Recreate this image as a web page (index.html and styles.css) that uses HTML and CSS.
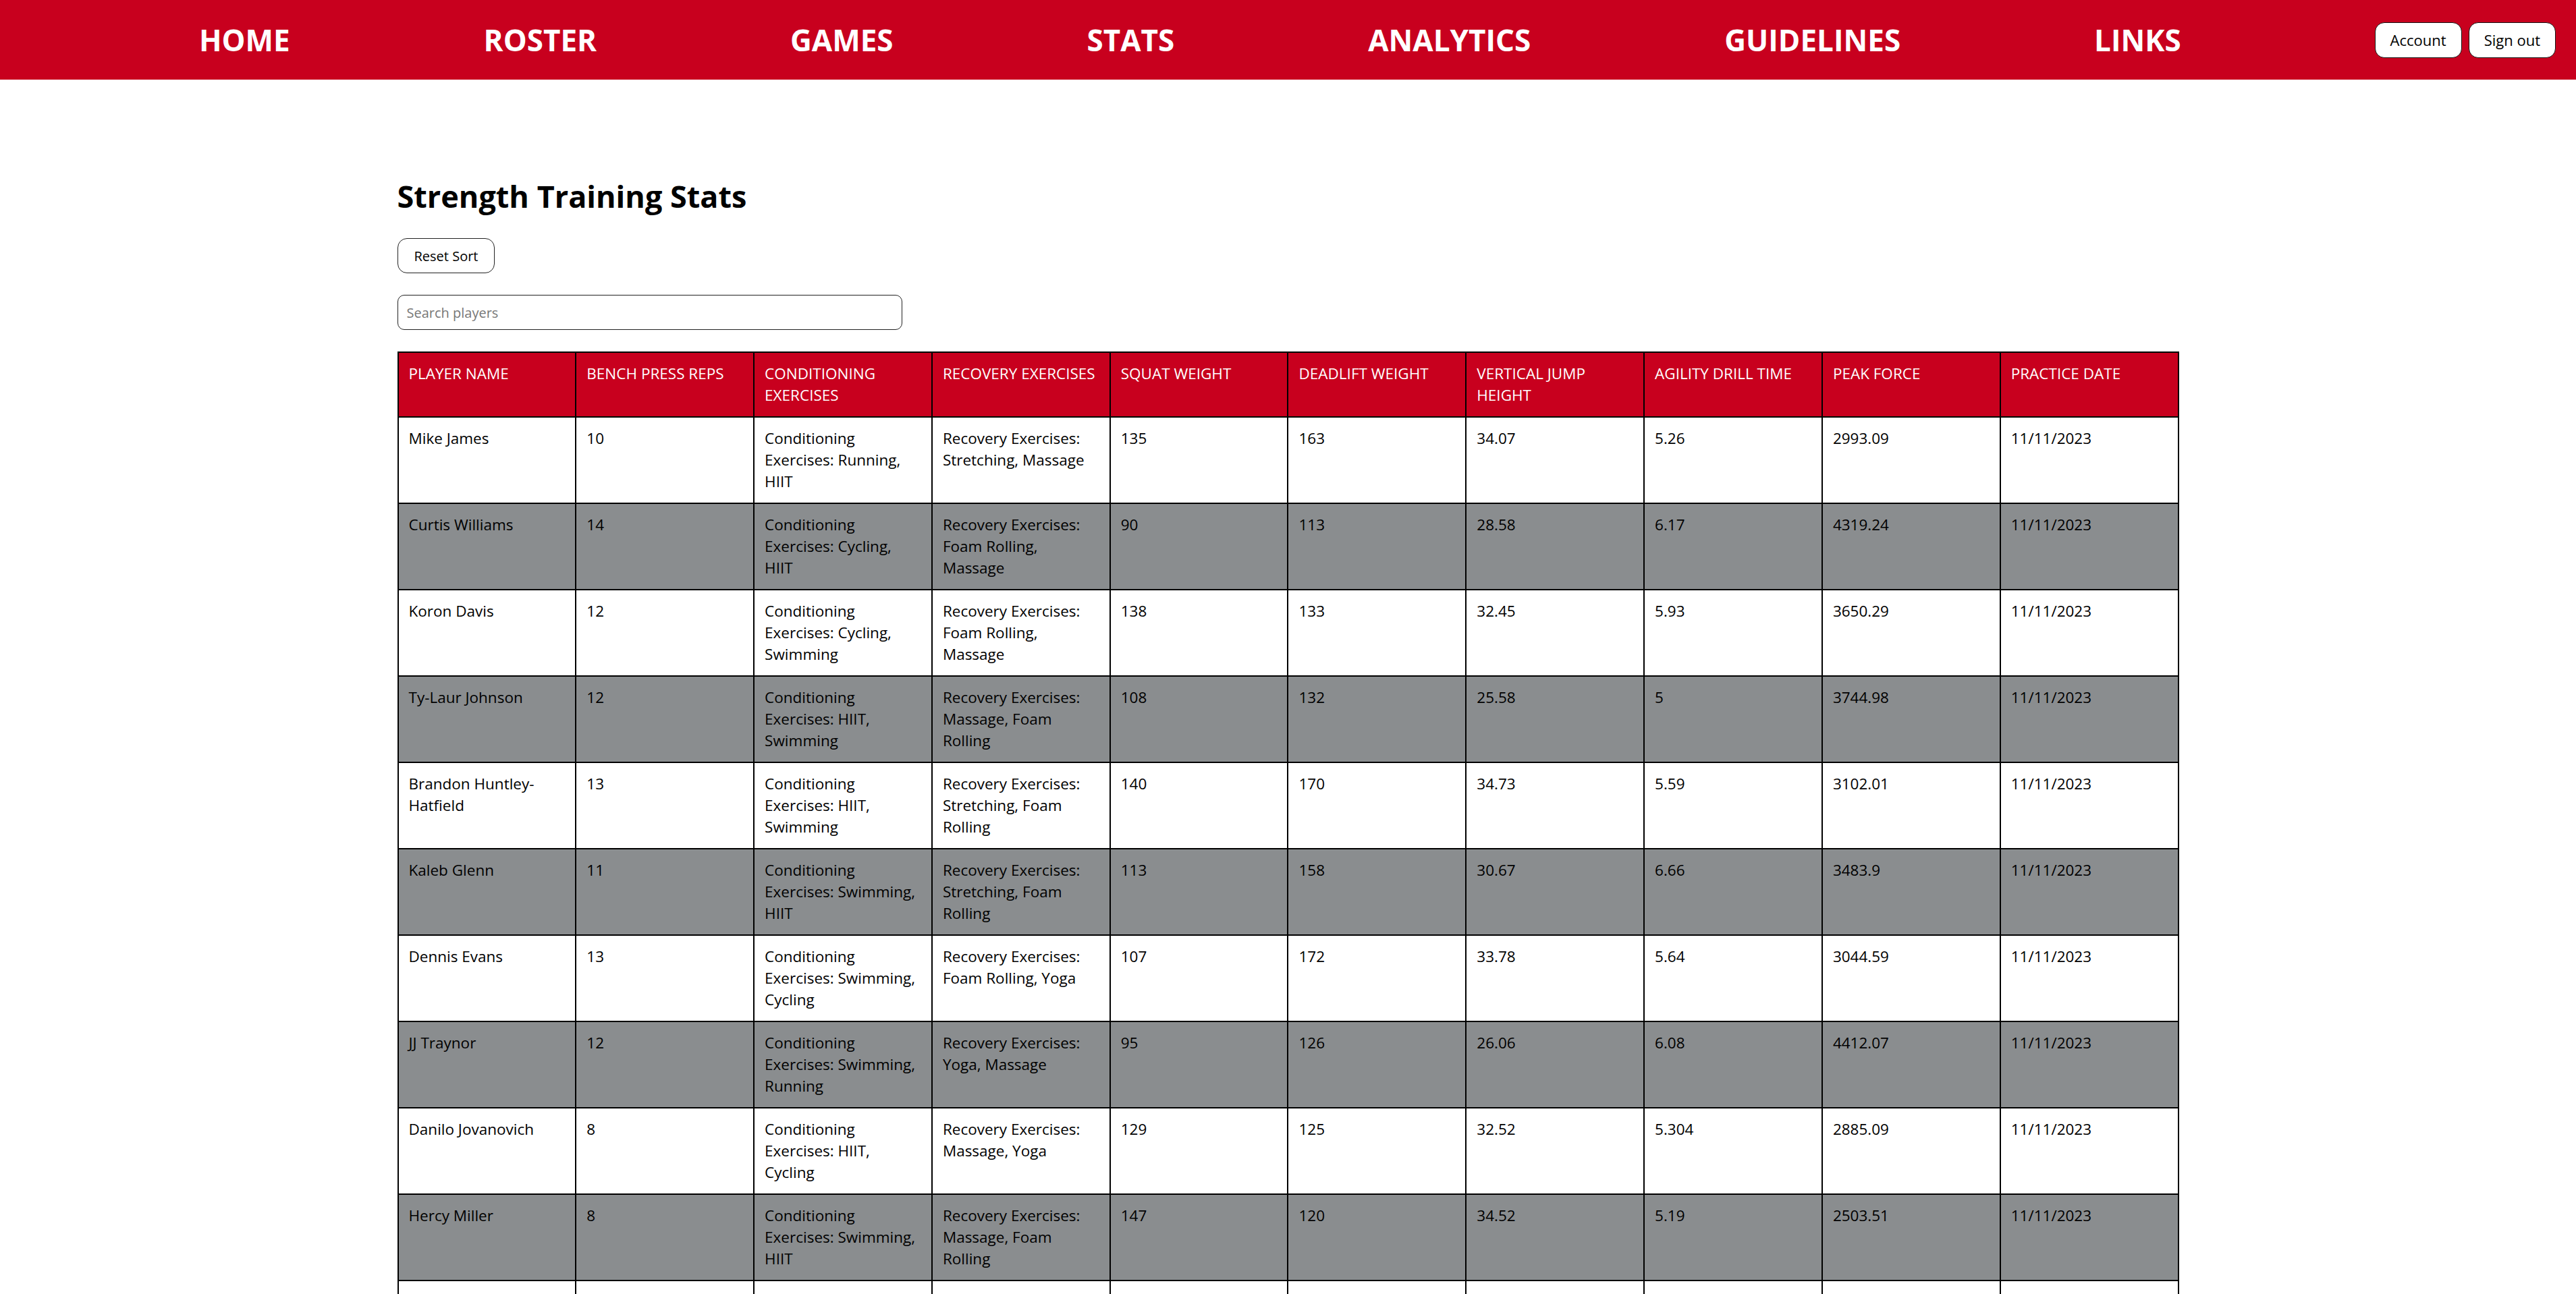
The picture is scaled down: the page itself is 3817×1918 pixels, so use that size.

•••••

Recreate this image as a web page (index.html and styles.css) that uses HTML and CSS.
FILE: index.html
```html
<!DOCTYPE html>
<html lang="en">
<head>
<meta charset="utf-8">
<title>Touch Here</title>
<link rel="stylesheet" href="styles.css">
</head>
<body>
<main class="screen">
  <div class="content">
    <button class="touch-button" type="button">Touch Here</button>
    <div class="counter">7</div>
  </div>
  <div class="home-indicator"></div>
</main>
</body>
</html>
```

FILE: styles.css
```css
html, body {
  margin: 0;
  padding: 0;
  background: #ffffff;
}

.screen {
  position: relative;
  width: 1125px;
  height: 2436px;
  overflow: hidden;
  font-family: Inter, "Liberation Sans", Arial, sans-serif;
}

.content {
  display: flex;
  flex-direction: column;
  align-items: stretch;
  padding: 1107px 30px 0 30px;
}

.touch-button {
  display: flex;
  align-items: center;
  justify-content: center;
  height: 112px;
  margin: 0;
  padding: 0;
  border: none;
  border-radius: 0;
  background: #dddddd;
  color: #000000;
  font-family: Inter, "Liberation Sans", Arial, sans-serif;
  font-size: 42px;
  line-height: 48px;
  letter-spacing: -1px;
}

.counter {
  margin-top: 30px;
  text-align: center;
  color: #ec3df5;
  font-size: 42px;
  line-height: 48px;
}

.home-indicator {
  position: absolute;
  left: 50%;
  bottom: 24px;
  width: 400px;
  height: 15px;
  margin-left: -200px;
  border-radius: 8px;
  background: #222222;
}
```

•••••

- **SHORT EXERCISE**: Show every line in the records above that contains the word "styles".

- **RESPONSE BELOW**:
Recreate this image as a web page (index.html and styles.css) that uses HTML and CSS.
Recreate this image as a web page (index.html and styles.css) that uses HTML and CSS.
<link rel="stylesheet" href="styles.css">
FILE: styles.css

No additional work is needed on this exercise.